Le café Rux était notre lieu de rencontre favori. "C’est là, c’est là que j’ai vécu !" déclamait Jehan dans la porte tournante, parodiant la Vie Antérieure, au grand mépris du garçon qui ignorait Duparc et ne se doutait certes pas qu’il avait l’honneur de servir des familiers des Muses. Je me souviens du scepticisme avec lequel il écoutait, lorsqu’il n’avait rien de mieux à faire, notre conversation. Cet homme placide, qui s’appelait Joseph et arborait une courageuse perruque de couleur alezane, était revenu de bien des choses et surtout des confidences échangées entre deux bocks par des jeunes gens pleins de génie. Mais nous le décourageâmes tout à fait le jour où, Joseph survenant au beau milieu d’une conversation hérissée de dièses et de bécarres, et s’enquérant d’un parfum de glace, Jehan, l’œil vague, lui jeta, à cent lieus de ces réalités grossières : "En si bémol…"

On a beaucoup médit des cafés, et sans doute, bien des gens y ont perdu un temps considérable. Mais à la "belle jeunesse studieuse" et, d’une manière générale, aux intellectuels, ces dérivatifs à l’effort soutenu ne sont point inutiles. Peut-être aussi l’agrément donne-t-il le change sur le profit véritable. Bref, nous y passions le temps, ce qui est, au fond, la grande occupation de la vie.

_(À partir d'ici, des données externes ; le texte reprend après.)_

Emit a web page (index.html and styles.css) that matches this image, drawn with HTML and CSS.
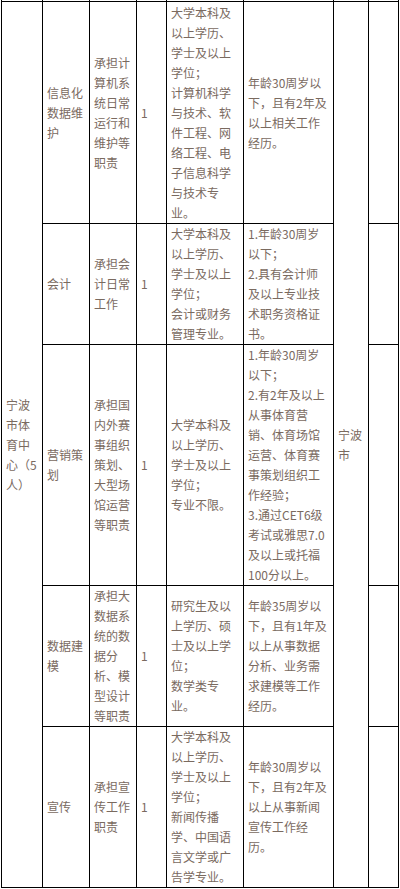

Face à la gare d’où s’élancent, à heures fixes, les captifs de la chiourme citadine, Jehan semblait toujours impatient de regagner, à vingt kilomètres de Paris, le pays des arbres et des oiseaux. Si échauffé qu’il fût par nos débats, il leur préférait je crois, le silence de la nature. Haïssant la ville, il avouait déjà un penchant incoercible pour l’espace. traverser le forêt de Saint-Germain lui était une volupté : l’aube frissonnante et contractée, un soleil bas qui allume comme au théâtre les branchages noircis par l’hiver, la gaîté des pousses, l’impertinence des surgeons printaniers et jusqu’à le feuille frite des déclins automnaux — tous les oiseaux du rêve se levaient en son cœur de poète avec la jeunesse éternelle du monde. Il vivait alors, mordant à belles dents voraces l’existence qu’il savait courte et fragile. Car lui qui écrivait, prophétique : "Il fait un beau jour, inquiet de tout ce qui va finir, et moi, dans ce beau jour, je suis plus inquiet encore, car bientôt, moi aussi, je vais finir…", il eut une prescience secrète du court délai qui lui était accordé. Aussi se hâlait-il, dans ses songes aussi bien que dans sa vie. Un éclat de voix à ses côtés, soudain, le faisait tressaillir. Je le regardais anxieusement, comme on considère un noyé qu’on vient de ranimer. Puis nous faisions quelques brasses d’une méditation dialoguée. Le présent ne nous intéressait que fort médiocrement. C’est l’avenir qui nous tentait, l’avenir et ses mirages :

Nous bâtirons de hautes tours, des cathédrales,

Pour y loger les dieux jaillis de nos cerveaux…

Au rebours de Jehan, j’imaginais pour lui une longue suite d’année fertiles, une maturité féconde, une vieillesse glorieuse. Ainsi avais-je disposé du sort dans plusieurs articles de revues, misant hardiment sur le nom de Jehan Alain : je tiens toujours ma gageure. Comme il me reprochait un jour la témérité de mes prophéties, je lui fit observer que c’était moi et non pas lui qui en assumait le risque, et que son rôle se bornait, en somme, à en justifier par la suite le bien-fondé… J’allai jusqu’à lui dire que je me brouillerais avec lui, si, par hasard, il s’avisait de n’avoir pas de génie. L’ironie de ma boutade dissimulait mon espérance et mon désir de poursuivre la route aux côtés de mon ami, arcades ambo :

Nous passerons vainqueurs sous des arcs triomphaux…

Ma place m’eût contenté. Joueur favorisé du destin, critique infaillible cité en exemple aux jeunes générations, j’aurais découvert Mozart sur les bancs de l’école !

Et l’on couronnera de laurier nos fronts pâles

Ces vers sont d’Eugène Hublet (1895,1916) tué au cours de la guerre de 1914-1918.